In order to give ourselves a little bit of direction during this trip we decided to make our half way point a visit to see my brother and his wife. They live just outside Geneva, on the French side of the border. The drive over the Jura Mountains was great – we had only ever visited during skiing season and so this was the first time we had seen it in the green, instead of white! And, what a difference – the sun, twinkling water and wildflowers made the place almost unrecognisable.


The Fort l’Ecluse via ferrata route is a nice one that gives fantastic views down the Rhone valley. We only really dabble and so don’t know what the rating of this route is, perhaps ‘moderately difficult’ (going by the ratings on Wikipedia!) The climb starts in the car park just off the road and ascends, traversing the rocky hillside, until you reach the upper fort. The way back is a steep track that cuts through the surrounding woodlands and deposits you back on the road, just opposite the car park. This is an old favourite of ours but, given our previous visiting habits, we are normally treated to freezing cold hand-holds and the occasional snow flurry – this day was entirely different.


The fort itself was completed in the reign of Louis XIV, by Sébastien Le Prestre de Vauban, the same architect who designed the citadel of Besancon, which we had frequented earlier in the week.
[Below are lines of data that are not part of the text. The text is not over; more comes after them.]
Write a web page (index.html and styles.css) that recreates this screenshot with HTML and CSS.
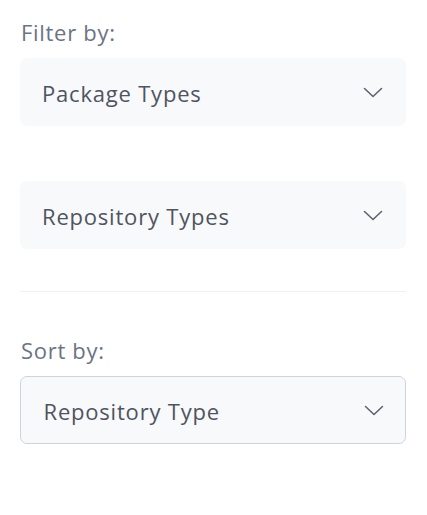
FILE: index.html
```html
<!DOCTYPE html>
<html>
<head>
<meta charset="utf-8">
<link rel="stylesheet" href="styles.css">
</head>
<body>
<div class="panel">
  <div class="label">Filter by:</div>
  <div class="select"><span>Package Types</span><svg class="chev" viewBox="0 0 20 11" width="20" height="11"><path d="M1.5 1.5 L10 9.5 L18.5 1.5" fill="none" stroke="#5a5f6b" stroke-width="1.5" stroke-linecap="round" stroke-linejoin="round"/></svg></div>
  <div class="select second"><span>Repository Types</span><svg class="chev" viewBox="0 0 20 11" width="20" height="11"><path d="M1.5 1.5 L10 9.5 L18.5 1.5" fill="none" stroke="#5a5f6b" stroke-width="1.5" stroke-linecap="round" stroke-linejoin="round"/></svg></div>
  <hr class="divider">
  <div class="label">Sort by:</div>
  <div class="select bordered"><span>Repository Type</span><svg class="chev" viewBox="0 0 20 11" width="20" height="11"><path d="M1.5 1.5 L10 9.5 L18.5 1.5" fill="none" stroke="#5a5f6b" stroke-width="1.5" stroke-linecap="round" stroke-linejoin="round"/></svg></div>
</div>
</body>
</html>
```
FILE: styles.css
```css
html, body { margin: 0; padding: 0; background: #fff; }
body { font-family: "Open Sans", "Noto Sans", sans-serif; }
.panel { padding: 17px 21px 0 20px; display: flex; flex-direction: column; }
.label { font-size: 22px; letter-spacing: 0.7px; color: #6b7385; line-height: 30px; margin-left: 1px; margin-bottom: 11px; }
.select { height: 68px; box-sizing: border-box; background: #f8f9fb; border-radius: 7px; display: flex; align-items: center; justify-content: space-between; padding: 0 23px 0 22px; font-size: 22px; letter-spacing: 0.8px; line-height: 30px; color: #4f5461; }
.select span { padding-top: 1px; }
.select.second { margin-top: 55px; }
.chev { width: 20px; height: 11px; }
.divider { border: 0; border-top: 1px solid #f0f1f5; margin: 42px 0 43px; }
.bordered { border: 1.5px solid #cdd3e3; padding-left: 22.5px; padding-right: 21.5px; }
```
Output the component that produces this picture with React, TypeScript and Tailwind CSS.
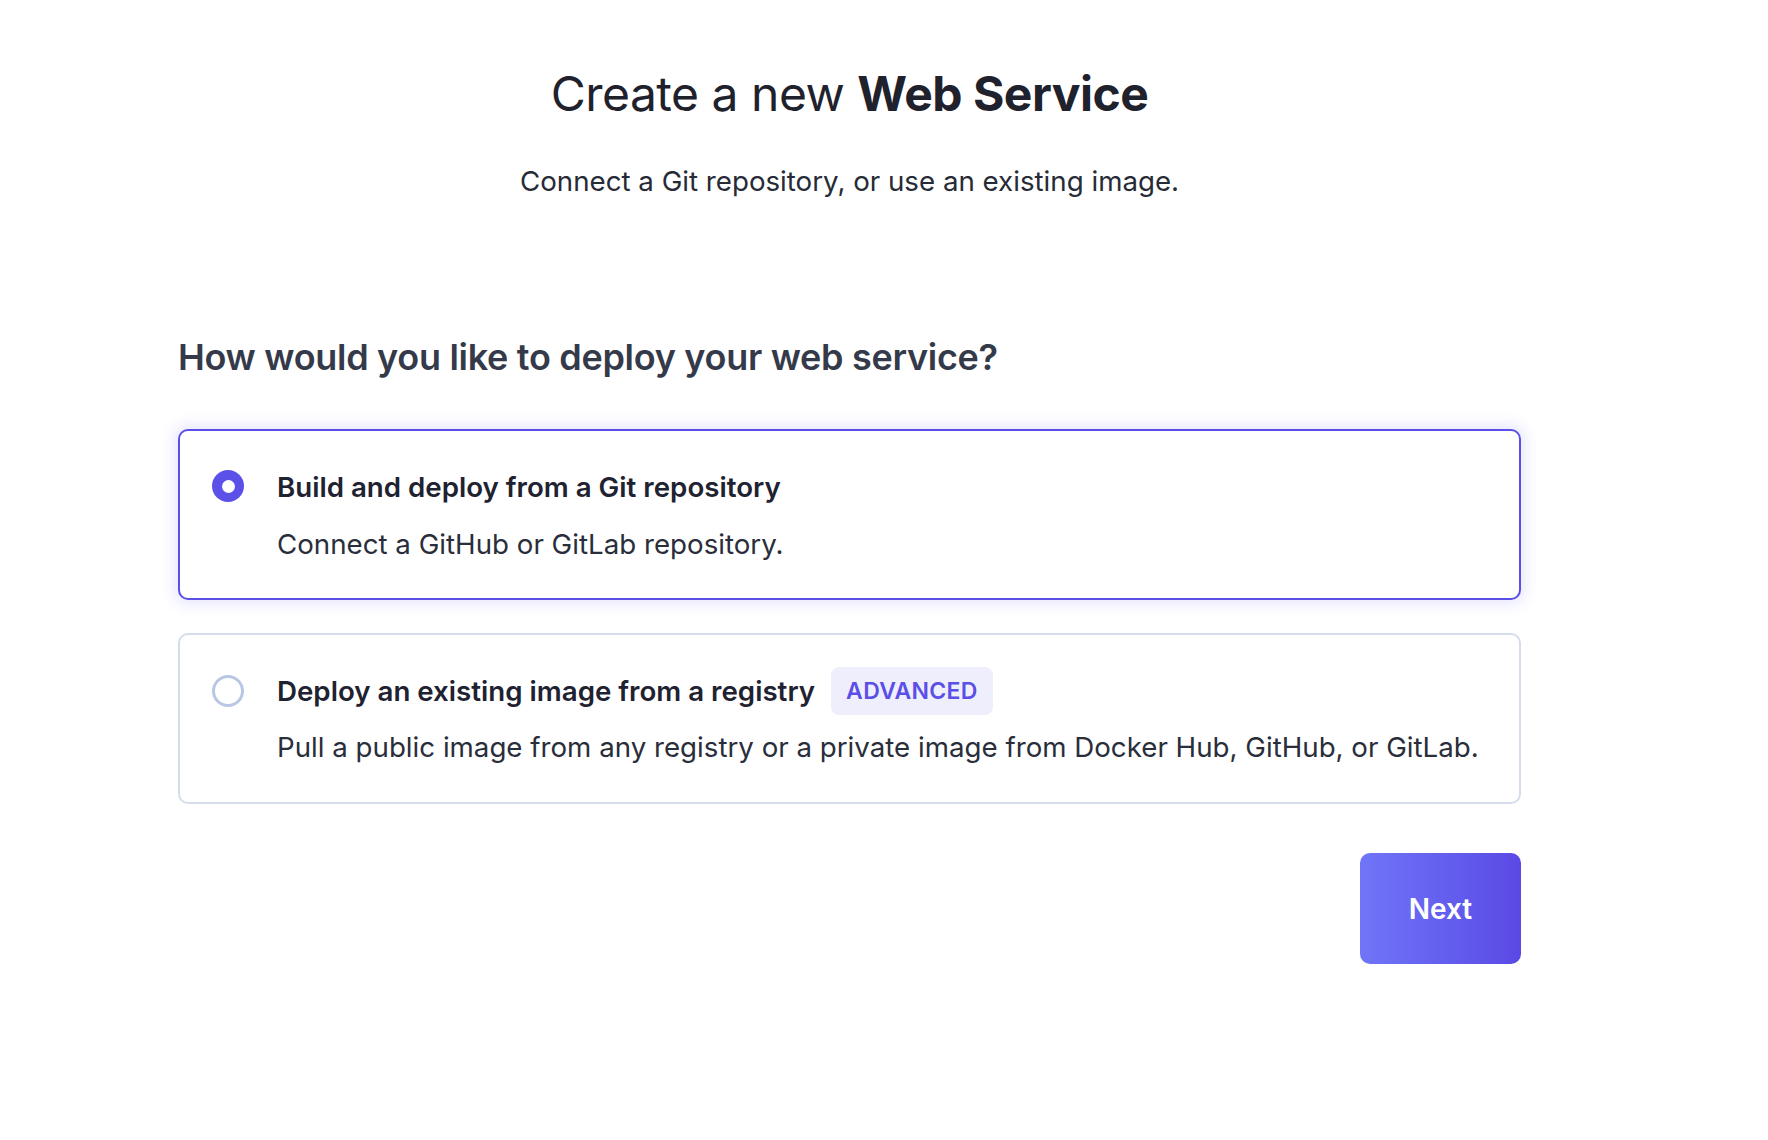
import React from "react";

export default function App() {
  return (
    <div className="min-h-[1140px] w-full bg-white font-['Inter','Noto_Sans',sans-serif]">
      <div className="w-[1699px] pt-[64px]">
        <div className="flex flex-col items-center">
          <h1 className="text-[48px] leading-[60px] font-normal tracking-[-0.5px] text-[#1f222c]">
            Create a new <span className="font-bold">Web Service</span>
          </h1>
          <p className="mt-[39px] text-[27.7px] leading-[36px] text-[#272b36]">
            Connect a Git repository, or use an existing image.
          </p>
        </div>

        <div className="mx-auto mt-[136px] w-[1343px]">
          <h2 className="text-[36px] leading-[44px] font-semibold tracking-[-0.3px] text-[#353a4a]">
            How would you like to deploy your web service?
          </h2>

          <div className="mt-[50px] flex flex-col gap-[33px]">
            <label className="flex h-[171px] items-start rounded-[10px] border-2 border-[#5b4fe6] bg-white px-[32px] pt-[38px] shadow-[0_0_14px_4px_rgba(108,99,255,0.16)]">
              <span className="mt-[1px] flex h-[32px] w-[32px] shrink-0 items-center justify-center rounded-full bg-[#5b51e8]">
                <span className="h-[13px] w-[13px] rounded-full bg-white" />
              </span>
              <span className="ml-[33px] flex flex-col">
                <span className="text-[27.7px] leading-[36px] font-semibold text-[#1f2230]">
                  Build and deploy from a Git repository
                </span>
                <span className="mt-[21px] text-[27.7px] leading-[36px] text-[#2a2e3b]">
                  Connect a GitHub or GitLab repository.
                </span>
              </span>
            </label>

            <label className="flex h-[171px] items-start rounded-[10px] border-2 border-[#d5ddec] bg-white px-[32px] pt-[32px]">
              <span className="mt-[8px] h-[32px] w-[32px] shrink-0 rounded-full border-[3px] border-[#b9c7e4] bg-white" />
              <span className="ml-[33px] flex flex-col">
                <span className="flex items-center">
                  <span className="text-[27.7px] leading-[36px] font-semibold text-[#1f2230]">
                    Deploy an existing image from a registry
                  </span>
                  <span className="ml-[16px] flex h-[48px] items-center rounded-[8px] bg-[#efeefd] px-[15px] text-[23px] font-semibold tracking-[0.3px] text-[#5b4fe6]">
                    ADVANCED
                  </span>
                </span>
                <span className="mt-[14px] whitespace-nowrap text-[27.7px] leading-[36px] text-[#2a2e3b]">
                  Pull a public image from any registry or a private image from Docker Hub, GitHub, or GitLab.
                </span>
              </span>
            </label>
          </div>

          <div className="mt-[49px] flex justify-end">
            <button className="flex h-[111px] w-[161px] items-center justify-center rounded-[10px] bg-gradient-to-r from-[#7075f8] to-[#5a49e5] text-[28px] font-semibold text-white">
              Next
            </button>
          </div>
        </div>
      </div>
    </div>
  );
}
Fort l’Ecluse was destroyed in 1815, but was rebuilt, increased in strength and height during the process. In June 1940 the fort held the passage of the Rhone against German forces during the Battle of France. For three days allied forces held the fort against German advance, until they were ordered by the French command to stand down after the Armistice on 25th June.


The sun beat down on us as we made our way up the various sections of the climb. The higher we got the better the views; the River Rhone was a glorious turquoise blue, twinkling along the bottom of the valley, cutting through the leafy banks. The surrounding hills are tree-clad, the summer foliage vibrant and contrasting brilliantly with the blue sky above. The far distance was hazy, hills and towns disappearing into the wash of blue.
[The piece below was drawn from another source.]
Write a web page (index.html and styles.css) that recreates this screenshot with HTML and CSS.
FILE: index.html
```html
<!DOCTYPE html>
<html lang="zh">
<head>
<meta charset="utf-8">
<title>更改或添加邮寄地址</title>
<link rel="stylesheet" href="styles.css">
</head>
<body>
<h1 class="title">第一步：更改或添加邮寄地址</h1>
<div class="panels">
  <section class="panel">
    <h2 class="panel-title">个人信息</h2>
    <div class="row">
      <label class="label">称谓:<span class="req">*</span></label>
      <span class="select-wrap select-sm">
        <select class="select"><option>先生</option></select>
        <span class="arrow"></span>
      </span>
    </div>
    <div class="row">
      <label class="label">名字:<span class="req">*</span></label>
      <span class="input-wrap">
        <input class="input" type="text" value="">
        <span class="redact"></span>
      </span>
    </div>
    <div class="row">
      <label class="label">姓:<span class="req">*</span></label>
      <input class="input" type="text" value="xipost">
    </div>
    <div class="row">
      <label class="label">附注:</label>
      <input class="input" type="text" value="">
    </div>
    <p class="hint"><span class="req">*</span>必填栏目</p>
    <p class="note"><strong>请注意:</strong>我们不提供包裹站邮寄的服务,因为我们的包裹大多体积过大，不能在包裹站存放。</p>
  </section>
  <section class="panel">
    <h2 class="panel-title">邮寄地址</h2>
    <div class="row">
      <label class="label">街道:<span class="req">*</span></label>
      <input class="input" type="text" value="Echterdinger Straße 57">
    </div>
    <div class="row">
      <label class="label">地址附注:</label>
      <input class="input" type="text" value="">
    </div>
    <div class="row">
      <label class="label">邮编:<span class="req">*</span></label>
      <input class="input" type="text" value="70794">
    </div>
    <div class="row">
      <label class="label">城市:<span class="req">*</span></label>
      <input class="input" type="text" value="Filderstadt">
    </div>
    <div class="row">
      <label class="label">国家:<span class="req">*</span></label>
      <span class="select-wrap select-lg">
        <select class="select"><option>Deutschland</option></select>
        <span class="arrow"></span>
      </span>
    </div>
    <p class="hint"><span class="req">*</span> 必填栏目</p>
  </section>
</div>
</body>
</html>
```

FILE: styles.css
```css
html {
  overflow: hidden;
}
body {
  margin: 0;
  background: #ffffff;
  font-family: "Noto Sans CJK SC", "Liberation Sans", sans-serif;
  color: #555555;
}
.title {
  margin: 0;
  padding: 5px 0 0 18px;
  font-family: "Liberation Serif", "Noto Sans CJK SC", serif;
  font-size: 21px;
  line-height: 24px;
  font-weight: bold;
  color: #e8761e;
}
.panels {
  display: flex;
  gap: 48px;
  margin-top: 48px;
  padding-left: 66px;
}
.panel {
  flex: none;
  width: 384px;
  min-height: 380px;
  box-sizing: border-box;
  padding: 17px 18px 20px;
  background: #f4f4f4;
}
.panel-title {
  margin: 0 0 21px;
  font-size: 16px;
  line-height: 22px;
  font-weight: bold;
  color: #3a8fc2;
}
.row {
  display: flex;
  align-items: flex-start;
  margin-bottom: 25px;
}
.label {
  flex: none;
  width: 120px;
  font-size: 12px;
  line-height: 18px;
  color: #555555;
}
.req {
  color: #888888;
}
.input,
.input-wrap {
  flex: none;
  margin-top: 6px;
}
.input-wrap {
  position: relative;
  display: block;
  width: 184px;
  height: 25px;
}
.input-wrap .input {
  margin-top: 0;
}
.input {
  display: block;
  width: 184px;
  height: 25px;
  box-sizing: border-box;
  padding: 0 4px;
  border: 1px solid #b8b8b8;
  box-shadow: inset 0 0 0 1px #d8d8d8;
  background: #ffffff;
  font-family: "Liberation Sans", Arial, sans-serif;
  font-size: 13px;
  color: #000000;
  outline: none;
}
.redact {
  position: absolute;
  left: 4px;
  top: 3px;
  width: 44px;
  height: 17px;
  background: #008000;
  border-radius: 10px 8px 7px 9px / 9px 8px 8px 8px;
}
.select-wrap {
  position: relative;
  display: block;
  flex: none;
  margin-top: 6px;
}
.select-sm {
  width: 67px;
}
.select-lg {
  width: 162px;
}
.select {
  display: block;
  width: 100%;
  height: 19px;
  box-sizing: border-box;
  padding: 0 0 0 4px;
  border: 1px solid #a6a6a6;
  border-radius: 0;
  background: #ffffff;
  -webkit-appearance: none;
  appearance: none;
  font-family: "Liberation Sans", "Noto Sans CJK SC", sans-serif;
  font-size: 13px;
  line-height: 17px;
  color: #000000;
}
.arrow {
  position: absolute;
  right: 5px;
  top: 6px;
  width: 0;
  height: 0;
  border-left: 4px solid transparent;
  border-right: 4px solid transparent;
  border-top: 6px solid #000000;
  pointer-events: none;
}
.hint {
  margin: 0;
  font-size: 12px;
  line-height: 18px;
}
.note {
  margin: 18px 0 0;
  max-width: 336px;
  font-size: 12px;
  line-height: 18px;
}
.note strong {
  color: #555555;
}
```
My brother’s old doggo (sadly no longer around) was used to being by his side at every second. As she had gotten older, and gone a little blind and deaf, she suffered with separation anxiety in quite a severe way. To stop her stressing and pining the whole time we were out, my brother decided to bring her along for the trip – it was nice to see her super content, cosied up in the rucksack. Her head resting on Andy’s shoulder and getting a kiss and a stroke from me every time I caught them up! A little unorthodox, perhaps – but it worked and was lovely to have her along for the day!
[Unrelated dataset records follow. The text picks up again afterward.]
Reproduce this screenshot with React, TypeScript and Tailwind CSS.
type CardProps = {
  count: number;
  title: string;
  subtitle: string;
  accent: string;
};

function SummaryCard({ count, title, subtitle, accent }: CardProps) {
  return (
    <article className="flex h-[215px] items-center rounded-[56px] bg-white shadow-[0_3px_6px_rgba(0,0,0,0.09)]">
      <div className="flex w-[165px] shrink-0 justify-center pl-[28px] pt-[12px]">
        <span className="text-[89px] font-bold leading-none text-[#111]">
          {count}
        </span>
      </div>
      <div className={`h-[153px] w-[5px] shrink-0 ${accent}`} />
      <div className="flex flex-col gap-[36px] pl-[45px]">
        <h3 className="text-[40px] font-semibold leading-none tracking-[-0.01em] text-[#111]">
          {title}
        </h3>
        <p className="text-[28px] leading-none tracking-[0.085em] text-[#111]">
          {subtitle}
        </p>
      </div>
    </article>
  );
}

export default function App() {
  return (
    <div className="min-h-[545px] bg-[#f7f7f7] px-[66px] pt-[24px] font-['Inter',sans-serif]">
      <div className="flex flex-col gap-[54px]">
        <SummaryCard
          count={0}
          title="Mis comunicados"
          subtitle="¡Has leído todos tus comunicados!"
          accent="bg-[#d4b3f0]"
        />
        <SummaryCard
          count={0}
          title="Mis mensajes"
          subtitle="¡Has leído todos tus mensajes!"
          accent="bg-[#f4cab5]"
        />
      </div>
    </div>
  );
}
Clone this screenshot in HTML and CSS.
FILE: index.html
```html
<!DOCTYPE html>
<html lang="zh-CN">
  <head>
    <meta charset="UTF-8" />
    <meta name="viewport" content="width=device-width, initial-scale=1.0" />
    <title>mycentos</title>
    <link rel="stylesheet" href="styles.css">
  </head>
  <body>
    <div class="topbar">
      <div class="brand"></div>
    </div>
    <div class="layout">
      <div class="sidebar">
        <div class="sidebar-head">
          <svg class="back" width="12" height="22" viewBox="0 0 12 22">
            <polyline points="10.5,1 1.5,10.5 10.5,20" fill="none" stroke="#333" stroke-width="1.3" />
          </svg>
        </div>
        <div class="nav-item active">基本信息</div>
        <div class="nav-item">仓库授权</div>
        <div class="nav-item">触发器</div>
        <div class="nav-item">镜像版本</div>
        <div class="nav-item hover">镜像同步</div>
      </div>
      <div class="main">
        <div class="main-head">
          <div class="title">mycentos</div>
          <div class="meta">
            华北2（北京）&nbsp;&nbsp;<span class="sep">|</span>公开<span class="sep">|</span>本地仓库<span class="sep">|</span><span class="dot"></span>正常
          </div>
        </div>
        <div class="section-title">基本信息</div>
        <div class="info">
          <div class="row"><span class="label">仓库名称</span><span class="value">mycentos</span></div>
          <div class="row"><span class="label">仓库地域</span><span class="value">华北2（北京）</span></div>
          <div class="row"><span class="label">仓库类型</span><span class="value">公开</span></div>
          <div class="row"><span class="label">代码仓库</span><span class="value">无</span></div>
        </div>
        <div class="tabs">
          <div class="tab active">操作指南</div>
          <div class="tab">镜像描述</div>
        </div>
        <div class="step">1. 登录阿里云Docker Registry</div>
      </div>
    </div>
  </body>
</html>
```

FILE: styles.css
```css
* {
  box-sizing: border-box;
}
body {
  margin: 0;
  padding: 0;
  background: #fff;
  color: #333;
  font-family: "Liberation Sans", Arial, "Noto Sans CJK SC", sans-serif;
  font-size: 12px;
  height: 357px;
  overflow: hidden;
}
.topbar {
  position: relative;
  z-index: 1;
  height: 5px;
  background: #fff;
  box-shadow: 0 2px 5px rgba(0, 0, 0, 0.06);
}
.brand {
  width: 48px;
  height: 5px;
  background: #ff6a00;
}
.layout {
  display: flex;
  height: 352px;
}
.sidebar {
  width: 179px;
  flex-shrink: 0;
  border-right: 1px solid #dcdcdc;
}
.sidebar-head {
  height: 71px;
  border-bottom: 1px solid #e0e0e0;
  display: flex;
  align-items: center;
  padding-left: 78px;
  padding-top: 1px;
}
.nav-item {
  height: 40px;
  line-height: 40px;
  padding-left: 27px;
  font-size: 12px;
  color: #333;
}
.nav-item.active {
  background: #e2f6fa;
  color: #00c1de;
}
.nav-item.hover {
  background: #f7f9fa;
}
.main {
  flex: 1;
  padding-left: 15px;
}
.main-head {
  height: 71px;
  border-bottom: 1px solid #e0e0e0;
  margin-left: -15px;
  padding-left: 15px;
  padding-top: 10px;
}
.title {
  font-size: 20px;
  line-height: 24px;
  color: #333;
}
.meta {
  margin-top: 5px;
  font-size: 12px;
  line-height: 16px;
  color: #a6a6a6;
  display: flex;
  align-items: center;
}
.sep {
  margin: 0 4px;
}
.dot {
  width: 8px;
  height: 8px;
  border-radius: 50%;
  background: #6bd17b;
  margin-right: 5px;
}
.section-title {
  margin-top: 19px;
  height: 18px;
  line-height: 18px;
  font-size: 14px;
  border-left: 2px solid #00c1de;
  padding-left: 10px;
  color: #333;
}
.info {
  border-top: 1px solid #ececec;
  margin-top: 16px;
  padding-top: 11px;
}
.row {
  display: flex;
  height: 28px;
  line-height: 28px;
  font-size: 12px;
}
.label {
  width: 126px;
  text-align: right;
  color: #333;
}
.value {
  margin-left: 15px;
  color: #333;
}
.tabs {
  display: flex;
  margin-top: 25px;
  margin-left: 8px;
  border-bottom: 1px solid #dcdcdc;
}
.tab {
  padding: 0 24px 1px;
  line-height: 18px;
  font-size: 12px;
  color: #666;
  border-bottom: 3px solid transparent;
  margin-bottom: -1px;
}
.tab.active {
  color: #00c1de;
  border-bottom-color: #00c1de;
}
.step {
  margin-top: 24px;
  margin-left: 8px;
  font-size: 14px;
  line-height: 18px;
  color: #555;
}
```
We stopped at the various ledges, taking a moment to cool off and take in the views. At one stop we spotted a kestrel flying at eye level and just below. It seemed to be chasing, and be chased in equal measure by another bird. With its chestnut feathers glinting bronze in the light it was a pleasant sight as he glided past our rocky perch. The bushes and shrubs were in full leaf and wildflowers seemed to be exuding from every nook and cranny. Patches of pinks, yellows and whites scattered the hillside.


As mentioned several times before, Cal isn’t the biggest fan of heights, but comes along anyway; my brother and I usually scamper off ahead and leave him to enjoy it at his own pace. Once we had all convened at the top we trotted back down the hill in the shade of the trees, back to the car.